Cuatro son para el autor los ejes de la refundación: el reconocimiento de la diversidad en una sociedad plural, el rechazo de la arbitrariedad particular y el fanatismo, el progreso técnico y científico y un gobierno limitado y al servicio de los gobernados. No obstante, Lassalle rechaza la tesis neoliberal de que el Estado deba ser lo más reducido posible y limitarse a proteger la propiedad privada y garantizar la seguridad. Sostiene que el neoliberalismo a ultranza de Hayek o Friedman ha llevado a "los mercados" a serlo todo y a justificarlo todo, incluso dictaduras como la de Pinochet en Chile. La desregulación de los mercados se convirtió así en una suerte de teología laica que se completó con la privatización de las empresas públicas, mientras se presentaba la globalización como la panacea para extender la democracia a todo del mundo tras la caída del bloque soviético.

La deriva del neoliberalismo autoritario

Todo cambió para siempre tras los ataques de 2001 a las Torres Gemelas: se impuso la unilateralidad y ganó terreno la tentación autoritaria, al tiempo que se acusó al liberalismo de debilidad ante la amenaza terrorista. El máximo exponente de ese giro fueron el Tea Party y Donald Trump, junto al avance hacia la llamada "Ilustración oscura" del control de los medios de comunicación, el uso de las redes sociales para la polarización política y el poder de las grandes corporaciones tecnológicas. Lassalle propone responder a la amenaza con lo que denomina "cooperación comunitaria", que no estaría basada en vínculos jurídicos sino en la voluntad, el humanitarismo, las relaciones de amistad o las asociaciones voluntarias. Junto a ese espíritu colaborativo voluntarista un tanto utópico, también reivindica una educación que forme a ciudadanos libres y apuesta por frenar la concentración de las empresas tecnológicas. Lassalle recela de las grandes compañías y defiende la necesidad de someterlas a normas y procedimientos democráticos que impidan la existencia de un poder que solo rinde cuentas ante sus accionistas. 

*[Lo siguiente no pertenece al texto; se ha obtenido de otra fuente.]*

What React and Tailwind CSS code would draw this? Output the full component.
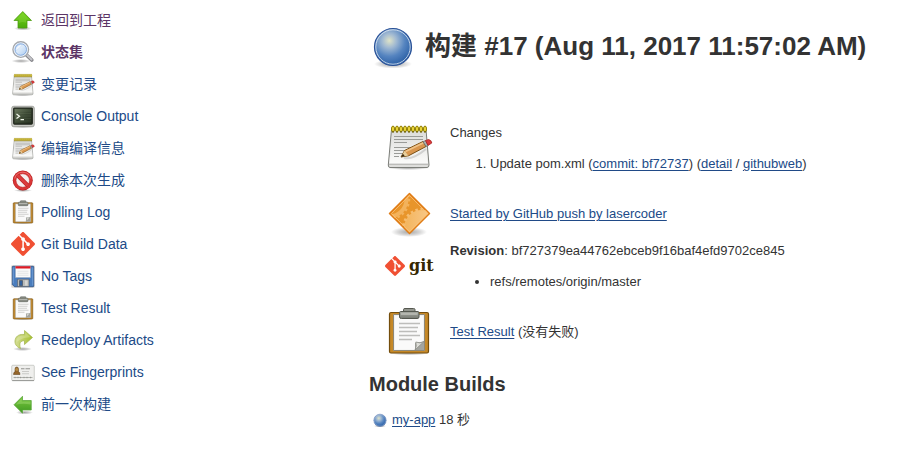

"Lassalle peca un poco de autocomplaciente y cae a veces en el catastrofismo"
En la forma, el libro adolece de un cierto desorden temático que transmite al lector la sensación de tropezar una y otra vez con argumentos ya expuestos con anterioridad. En este toque a rebato en defensa de la democracia liberal llama la atención que el autor no haga ninguna mención al populismo de izquierda y sus riesgos, apuntados entre otros por Rosanvallon en un libro recientemente comentado en el blog: "Populismo, una palabra de goma". Por lo demás, Lassalle cae por momentos en la autocomplacencia con el liberalismo y su análisis peca a veces de catastrofismo, lo que revela déficit de confianza en la fortaleza de los sistemas democráticos. Aún así, nadie con un mínimo de espíritu democrático debería tomar a la ligera sus llamadas de atención ante las amenazas que enfrenta la democracia en el siglo XXI. Como bien señala, "la democracia sigue siendo en términos morales y prácticos la forma de gobierno que mejor gestiona los asuntos humanos a pesar de las carencias de equidad que ha puesto en evidencia el siglo antiliberal que atravesamos".